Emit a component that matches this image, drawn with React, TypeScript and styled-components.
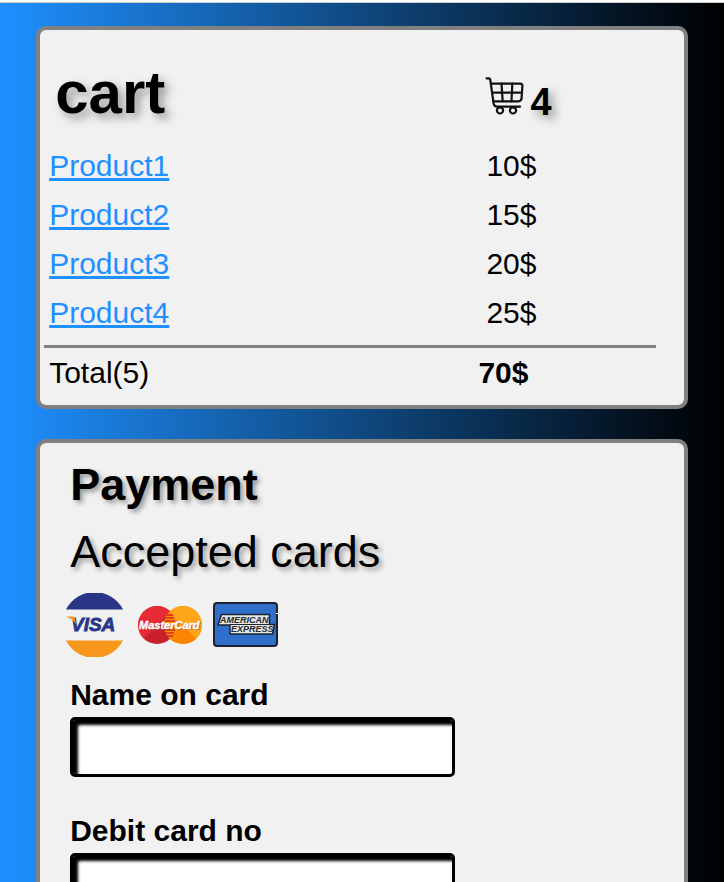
import React from "react";
import styled, { createGlobalStyle, css } from "styled-components";

const GlobalStyle = createGlobalStyle`
  *, *::before, *::after { box-sizing: border-box; }
  body {
    margin: 0;
    color: #000;
    font-family: "Liberation Sans", Arial, Helvetica, sans-serif;
    font-size: 30px;
    line-height: 34px;
  }
`;

const Shell = styled.div`
  display: flex;
  flex-direction: column;
  height: 100vh;
`;

const TopEdge = styled.div`
  flex: none;
  height: 3px;
  background: #fff;
  border-bottom: 1px solid #ccc;
`;

const Page = styled.main`
  flex: 1;
  min-height: 0;
  display: flex;
  flex-direction: column;
  gap: 30px;
  padding: 23px 5%;
  overflow-y: auto;
  scrollbar-width: none;
  background: linear-gradient(to right, dodgerblue, black);
`;

const panel = css`
  flex: none;
  background: #f1f1f1;
  border: 4px solid gray;
  border-radius: 10px;
`;

const CartPanel = styled.section`
  ${panel}
  padding: 28px 28px 8px 4px;
`;

const PaymentPanel = styled.section`
  ${panel}
  display: flex;
  flex-direction: column;
  align-items: flex-start;
  padding: 16px 30px 30px;
`;

const CartTable = styled.table`
  width: 100%;
  table-layout: fixed;
  border-spacing: 0;
`;

const HeadCell = styled.th<{ $price?: boolean }>`
  width: ${(p) => (p.$price ? "29%" : "71%")};
  padding: 0 0 15px ${(p) => (p.$price ? 7 : 11)}px;
  text-align: left;
  vertical-align: top;
`;

const CartTitle = styled.h1`
  margin: 0;
  font-size: 60px;
  line-height: 69px;
  text-shadow: 5px 5px 10px #999;
`;

const Count = styled.div`
  display: flex;
  align-items: flex-end;
  gap: 6px;
  padding-top: 19px;
  font-size: 38px;
  line-height: 44px;
  text-shadow: 5px 5px 10px #999;

  svg { margin-bottom: 9px; }
`;

const Cell = styled.td<{ $price?: boolean }>`
  padding: 7px 0 8px ${(p) => (p.$price ? 8 : 5)}px;
`;

const TotalCell = styled(Cell)<{ $amount?: boolean }>`
  border-top: 3px solid gray;
  padding: 8px 0 7px ${(p) => (p.$amount ? 0 : 5)}px;
  font-weight: ${(p) => (p.$amount ? 700 : 400)};
`;

const SpacerCell = styled.td`
  height: 7px;
  padding: 0;
`;

const ProductLink = styled.a`
  color: dodgerblue;
  text-decoration: underline;
  text-decoration-thickness: 3px;
  text-underline-offset: 2px;
  text-decoration-skip-ink: none;
`;

const Heading = styled.h2<{ $light?: boolean }>`
  margin: 0 0 15px;
  font-size: 45px;
  line-height: 52px;
  font-weight: ${(p) => (p.$light ? 400 : 700)};
  text-shadow: 3px 3px 5px #999;
`;

const CardLogos = styled.div`
  display: flex;
  gap: 11px;
  margin: 0 0 21px -7px;
`;

const Field = styled.div`
  display: flex;
  flex-direction: column;
  gap: 5px;
  width: 66%;
  margin-bottom: 37px;
`;

const Label = styled.label`
  font-weight: 700;
`;

const TextInput = styled.input`
  width: 100%;
  height: 60px;
  padding: 8px 12px;
  border: 3px solid #000;
  border-radius: 5px;
  background: #fff;
  box-shadow: inset 5px 5px 3px #000;
  font: inherit;
`;

function CartIcon() {
  return (
    <svg width="39" height="38" viewBox="0 0 39 38" fill="none" stroke="#111" strokeWidth="2.200" strokeLinecap="round" strokeLinejoin="round" aria-hidden="true">
      <path d="M1.500 1.300h2.200q1.300 0 1.600 1.500L8.600 26.500q.6 3.200 3.600 3.200H35" />
      <path d="M6 6.600h29.300q2.200 0 2.100 2.400L36.600 21q-.3 3.300-3.400 3.300H8.400" />
      <path d="M7.200 15.700H37M16.500 6.600l1.200 17.700M27.300 6.600l-.8 17.700" />
      <circle cx="15" cy="33.400" r="3.100" />
      <circle cx="28" cy="33.400" r="3.100" />
    </svg>
  );
}

function VisaLogo() {
  return (
    <svg width="64" height="64" viewBox="0 0 64 64" role="img" aria-label="Visa">
      <path d="M3 16.500a32 32 0 0 1 57 0z" fill="#293688" />
      <path d="M3 47.500a32 32 0 0 0 57 0z" fill="#f7981d" />
      <text x="8" y="38" fontSize="19" fontWeight="700" fontStyle="italic" fill="#293688" stroke="#293688" strokeWidth=".8">VISA</text>
      <path d="M3 23.500h6.500q2 0 2.400 2l1.200 6Q10 26 3 23.500z" fill="#f7981d" />
    </svg>
  );
}

function MasterCardLogo() {
  return (
    <svg width="64" height="64" viewBox="0 0 64 64" role="img" aria-label="MasterCard">
      <circle cx="45" cy="32" r="19" fill="#ff9800" />
      <path d="M58.400 45.400a19 19 0 0 1-26.800 0L45 32z" fill="#fb8500" />
      <path d="M45 13a19 19 0 0 1 13.400 32.400L31.600 18.600A19 19 0 0 1 45 13z" fill="#ffa51c" />
      <circle cx="19" cy="32" r="19" fill="#c9202e" />
      <path d="M19 13A19 19 0 0 0 5.600 45.400L32.400 18.600A19 19 0 0 0 19 13z" fill="#e62a36" />
      <path d="M32 18a19 19 0 0 1 0 28 19 19 0 0 1 0-28z" fill="#ff9800" />
      <path d="M29 22h6M27 25h9M27 28h10M27 37h10M27 40h9M29 43h6" stroke="#d61f2c" strokeWidth="1.500" />
      <text x="2" y="37" fontSize="11" fontWeight="700" fontStyle="italic" fill="#a83a30" opacity=".6">MasterCard</text>
      <text x="1" y="36" fontSize="11" fontWeight="700" fontStyle="italic" fill="#fff" stroke="#fff" strokeWidth=".4">MasterCard</text>
    </svg>
  );
}

function AmexLogo() {
  return (
    <svg width="66" height="64" viewBox="0 0 66 64" role="img" aria-label="American Express">
      <rect x="1" y="10" width="63" height="43" rx="3" fill="#2f6fca" stroke="#1b2330" strokeWidth="2" />
      <path d="M8.500 21.500h48v10h5l-2 9.500H17v-9H5z" fill="#e4e6e8" stroke="#1b2330" strokeWidth="1.500" strokeLinejoin="round" />
      <path d="M17 31.500h40" stroke="#1b2330" strokeWidth="1" />
      <text x="7" y="30" fontSize="9" fontWeight="700" fontStyle="italic" fill="#25292d">AMERICAN</text>
      <text x="18" y="39" fontSize="9" fontWeight="700" fontStyle="italic" fill="#25292d">EXPRESS</text>
      <path d="M63 20.500h3" stroke="#f1f1f1" strokeWidth="1" />
    </svg>
  );
}

const products = [
  { name: "Product1", price: "10$" },
  { name: "Product2", price: "15$" },
  { name: "Product3", price: "20$" },
  { name: "Product4", price: "25$" },
];

const fields = [
  { id: "card-name", label: "Name on card" },
  { id: "card-number", label: "Debit card no" },
];

export default function App() {
  return (
    <Shell>
      <GlobalStyle />
      <TopEdge />
      <Page>
        <CartPanel>
          <CartTable>
            <thead>
              <tr>
                <HeadCell scope="col">
                  <CartTitle>cart</CartTitle>
                </HeadCell>
                <HeadCell scope="col" $price>
                  <Count>
                    <CartIcon />
                    <span>4</span>
                  </Count>
                </HeadCell>
              </tr>
            </thead>
            <tbody>
              {products.map((p) => (
                <tr key={p.name}>
                  <Cell>
                    <ProductLink href="#">{p.name}</ProductLink>
                  </Cell>
                  <Cell $price>{p.price}</Cell>
                </tr>
              ))}
              <tr>
                <SpacerCell colSpan={2} />
              </tr>
            </tbody>
            <tfoot>
              <tr>
                <TotalCell>Total(5)</TotalCell>
                <TotalCell $amount>70$</TotalCell>
              </tr>
            </tfoot>
          </CartTable>
        </CartPanel>
        <PaymentPanel>
          <Heading>Payment</Heading>
          <Heading $light>Accepted cards</Heading>
          <CardLogos>
            <VisaLogo />
            <MasterCardLogo />
            <AmexLogo />
          </CardLogos>
          {fields.map((f) => (
            <Field key={f.id}>
              <Label htmlFor={f.id}>{f.label}</Label>
              <TextInput id={f.id} type="text" />
            </Field>
          ))}
        </PaymentPanel>
      </Page>
    </Shell>
  );
}
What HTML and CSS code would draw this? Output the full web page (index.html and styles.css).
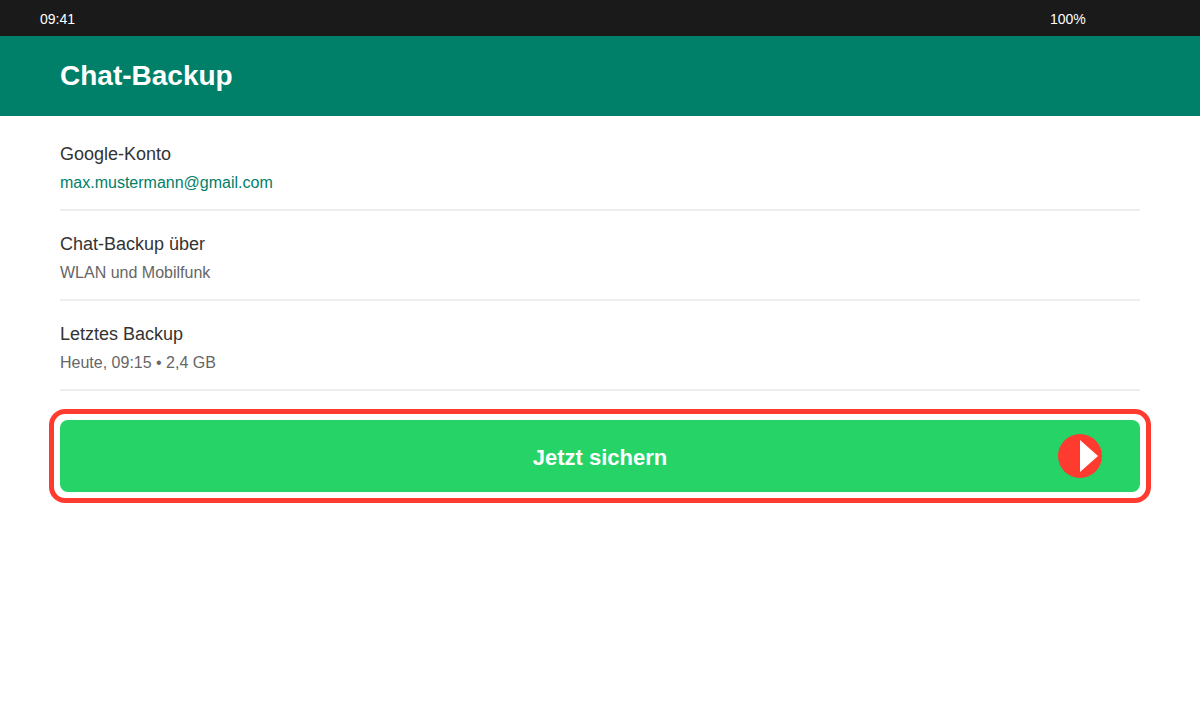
FILE: index.html
```html
<!DOCTYPE html>
<html lang="de">

<head>
    <meta charset="UTF-8">
    <meta name="viewport" content="width=device-width, initial-scale=1.0">
    <title>Chat-Backup</title>
    <link rel="stylesheet" href="styles.css">
</head>

<body>
    <div class="status-bar">
        <span>09:41</span>
        <span class="battery">100%</span>
    </div>

    <header class="header">
        <h1>Chat-Backup</h1>
    </header>

    <main class="content">
        <section class="setting">
            <h2>Google-Konto</h2>
            <p class="account">max.mustermann@gmail.com</p>
        </section>
        <section class="setting">
            <h2>Chat-Backup über</h2>
            <p>WLAN und Mobilfunk</p>
        </section>
        <section class="setting">
            <h2>Letztes Backup</h2>
            <p>Heute, 09:15 • 2,4 GB</p>
        </section>

        <div class="highlight">
            <button type="button" class="backup-button">
                <span>Jetzt sichern</span>
                <svg class="pointer" width="44" height="44" viewBox="0 0 44 44" aria-hidden="true">
                    <circle cx="22" cy="22" r="22" fill="#ff3b30" />
                    <path d="M22 6 L40 22 L22 38 Z" fill="#fff" />
                </svg>
            </button>
        </div>
    </main>
</body>

</html>
```
FILE: styles.css
```css
* {
    box-sizing: border-box;
}

body {
    font-family: Helvetica, "Liberation Sans", Arial, sans-serif;
    margin: 0;
    background-color: #fff;
}

h1,
h2,
p {
    margin: 0;
}

.status-bar {
    display: flex;
    justify-content: space-between;
    padding: 10px 40px 8px;
    background-color: #1a1a1a;
    color: #fff;
    font-size: 14px;
    line-height: 18px;
}

.battery {
    min-width: 110px;
}

.header {
    padding: 20px 60px;
    background-color: #008069;
    color: #fff;
}

h1 {
    font-size: 28px;
    line-height: 40px;
}

.content {
    padding: 5px 49px;
}

.setting {
    margin: 0 11px;
    padding: 20px 0 14px;
    border-bottom: 2px solid #eee;
}

.setting h2 {
    color: #333;
    font-size: 18px;
    font-weight: normal;
    line-height: 26px;
}

.setting p {
    margin-top: 4px;
    color: #666;
    font-size: 16px;
    line-height: 24px;
}

.setting .account {
    color: #008069;
}

.highlight {
    margin-top: 18px;
    padding: 6px;
    border: 5px solid #ff3b30;
    border-radius: 16px;
}

.backup-button {
    position: relative;
    display: block;
    width: 100%;
    padding: 22px 20px 18px;
    border: none;
    border-radius: 8px;
    background-color: #25d366;
    color: #fff;
    font-family: inherit;
    font-size: 22px;
    font-weight: bold;
    line-height: 32px;
    cursor: pointer;
}

/* Marker on top of the button */
.pointer {
    position: absolute;
    top: 14px;
    right: 38px;
}
```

#### Your instructions:
Within the listing above, copy each line that has the string "this".

#### Written answer:
Emit a component that matches this image, drawn with React, TypeScript and styled-components.
What HTML and CSS code would draw this? Output the full web page (index.html and styles.css).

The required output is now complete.